Testing is a wide domain with numerous testing types and techniques. With gaining experience, a tester also starts knowing about various testing techniques which are not used in each and every project but are important. Depending on the project requirements the tester may need to implement Gorilla Testing, Equivalence Partitioning Testing, Volume Testing or Negative Testing, etc.

Let’s have a look at some less popular but important testing techniques.
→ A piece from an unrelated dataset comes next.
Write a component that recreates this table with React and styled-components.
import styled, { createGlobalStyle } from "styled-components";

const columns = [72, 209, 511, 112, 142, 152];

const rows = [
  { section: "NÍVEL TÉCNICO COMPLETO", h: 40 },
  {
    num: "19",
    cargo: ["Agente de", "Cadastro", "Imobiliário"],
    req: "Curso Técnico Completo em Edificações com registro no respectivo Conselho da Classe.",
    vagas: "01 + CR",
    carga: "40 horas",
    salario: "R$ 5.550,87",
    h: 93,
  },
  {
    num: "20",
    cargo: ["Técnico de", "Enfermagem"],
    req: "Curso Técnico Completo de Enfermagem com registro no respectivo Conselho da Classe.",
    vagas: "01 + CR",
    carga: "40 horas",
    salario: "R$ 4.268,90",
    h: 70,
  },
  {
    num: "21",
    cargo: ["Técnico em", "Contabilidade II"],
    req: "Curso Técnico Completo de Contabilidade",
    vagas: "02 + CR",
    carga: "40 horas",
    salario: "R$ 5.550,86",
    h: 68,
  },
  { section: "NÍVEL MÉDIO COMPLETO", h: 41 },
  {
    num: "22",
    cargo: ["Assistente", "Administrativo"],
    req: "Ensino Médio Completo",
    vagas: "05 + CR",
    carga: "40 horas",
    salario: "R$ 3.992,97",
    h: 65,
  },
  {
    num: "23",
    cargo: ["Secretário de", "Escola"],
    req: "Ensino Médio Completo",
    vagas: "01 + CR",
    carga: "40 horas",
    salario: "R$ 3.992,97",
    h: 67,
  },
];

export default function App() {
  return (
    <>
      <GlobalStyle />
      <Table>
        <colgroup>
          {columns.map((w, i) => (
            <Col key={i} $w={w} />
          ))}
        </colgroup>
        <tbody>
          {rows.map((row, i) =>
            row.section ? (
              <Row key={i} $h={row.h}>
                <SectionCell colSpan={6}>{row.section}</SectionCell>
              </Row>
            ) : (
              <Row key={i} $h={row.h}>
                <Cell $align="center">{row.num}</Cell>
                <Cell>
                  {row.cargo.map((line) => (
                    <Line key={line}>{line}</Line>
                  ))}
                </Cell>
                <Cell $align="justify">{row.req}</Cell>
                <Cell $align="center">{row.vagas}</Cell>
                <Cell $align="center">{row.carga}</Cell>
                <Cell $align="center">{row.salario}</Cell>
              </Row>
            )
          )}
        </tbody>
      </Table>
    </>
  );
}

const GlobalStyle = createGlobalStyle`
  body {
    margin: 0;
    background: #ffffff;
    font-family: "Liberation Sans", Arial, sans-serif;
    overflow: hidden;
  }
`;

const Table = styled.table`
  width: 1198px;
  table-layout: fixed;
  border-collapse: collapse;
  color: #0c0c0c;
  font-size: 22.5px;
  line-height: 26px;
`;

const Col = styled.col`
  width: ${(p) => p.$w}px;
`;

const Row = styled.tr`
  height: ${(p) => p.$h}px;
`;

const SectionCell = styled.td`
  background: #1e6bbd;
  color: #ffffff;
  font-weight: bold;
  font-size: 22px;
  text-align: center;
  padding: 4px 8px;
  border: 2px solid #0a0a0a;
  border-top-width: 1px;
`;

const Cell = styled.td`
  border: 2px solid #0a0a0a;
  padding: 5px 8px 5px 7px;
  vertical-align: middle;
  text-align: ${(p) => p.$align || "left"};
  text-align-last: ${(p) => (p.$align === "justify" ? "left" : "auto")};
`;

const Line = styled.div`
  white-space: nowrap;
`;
Equivalence Partitioning Testing

Equivalence Partitioning is black box testing technique in which input data is divided into different equivalence partition/data classes. Main goal of dividing input data is to reduce the number of test cases and select the right test case which covers all possible scenarios. It ensures that both negative and positive conditions are tested.


Boundary Value Testing

This testing technique is used to identify errors at boundaries rather than finding in the center of the input data. In most application errors occurs at the boundaries of input domain. If a field accepts value from 1 to 100, testing is done for values 0, 1, 2, 99, 100 & 101.


Gray Box Testing

Gray Box Testing type is combination of black box and white box testing types. In this type, tester has not full but some knowledge of internal structure and coding. Tester writes test cases on basis of that knowledge and then system is tested on those test cases.


Gorilla Testing

In Gorilla Testing, a particular feature/module/functionality of the project is tested exhaustively by multiple people to ensure that it works perfectly according to the requirements specified.


Monkey Testing

In this testing type, tester jump from one functionality to another to check the hidden errors in the system. Tester does not follow any test cases to perform this testing type. Tester randomly applies valid and invalid data (e.g. 31-Feb-2013) on the system to find defects.


Fuzz Testing

Here the tester input random data in the system without any formation to check that system is going to fail or hang. On basis of that tester approve the system as pass or fail.
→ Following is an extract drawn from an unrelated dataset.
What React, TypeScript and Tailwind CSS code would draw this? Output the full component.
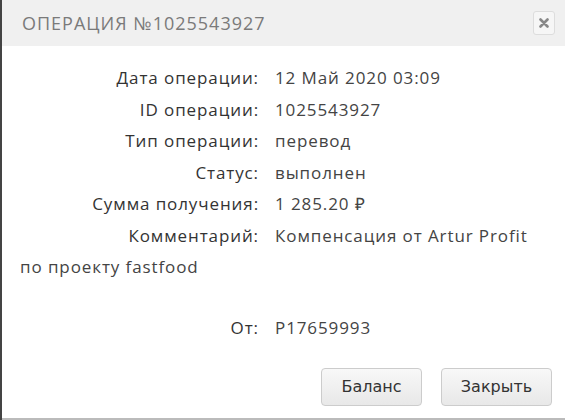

System Integration Testing

Also know as SIT, in this technique the focus it to find bugs in the system as it integrates with different services, applications as well as third party applications.  This testing technique is used when your software interacts extensively with other services, third party applications, etc.


Recovery Testing

Recovery Testing is the process of testing that how fast and how efficiently an application can recover after experiencing software crash as well as hardware crash.


Security Testing

Security Testing tests the ability that how system prevents from unauthorized or malicious threats. Here the modules like authorization mechanism, data confidentiality, authentication process, etc. are thoroughly tested.  This testing is of utmost importance in software applications which deals with important data like online banking sites, etc.


Comparison Testing

Comparison Testing is the type of testing in which tester test the system’s strength and weakness with other competitive systems available in the market to make its own system better from the others.


Volume Testing

This type of testing focuses on finding the response of the software or application when different size/volume of data is being received, sent or processed by the software/application.  


Usability Testing

Usability Testing is performed to understand the user-friendliness of the software. End users are associated in this testing type and their response as well as feedback is taken into consideration to make software more user friendly.


Configuration Testing

Configuration Testing is generally associated with performance tuning. It is undertaken to find the optimal configuration settings in which the software/application can work at it best.


Error Handling Testing

Error Handling Testing primarily tests the software’s capabilities on handling expected and unexpected errors. This testing helps in making software ready to face any error which occurs during online/ongoing operations.


Negative Testing

Negative Testing implements “Test to Break” attitude. Entering incorrect data, uploading incorrect files, etc. are done to break the software; hence it helps in building very tough software which is hard to break.



A tester does not implement all these types of testing in each and every project, rather it completely depends on what the project expects from the tester. We will be discussing these techniques in detail in my future posts.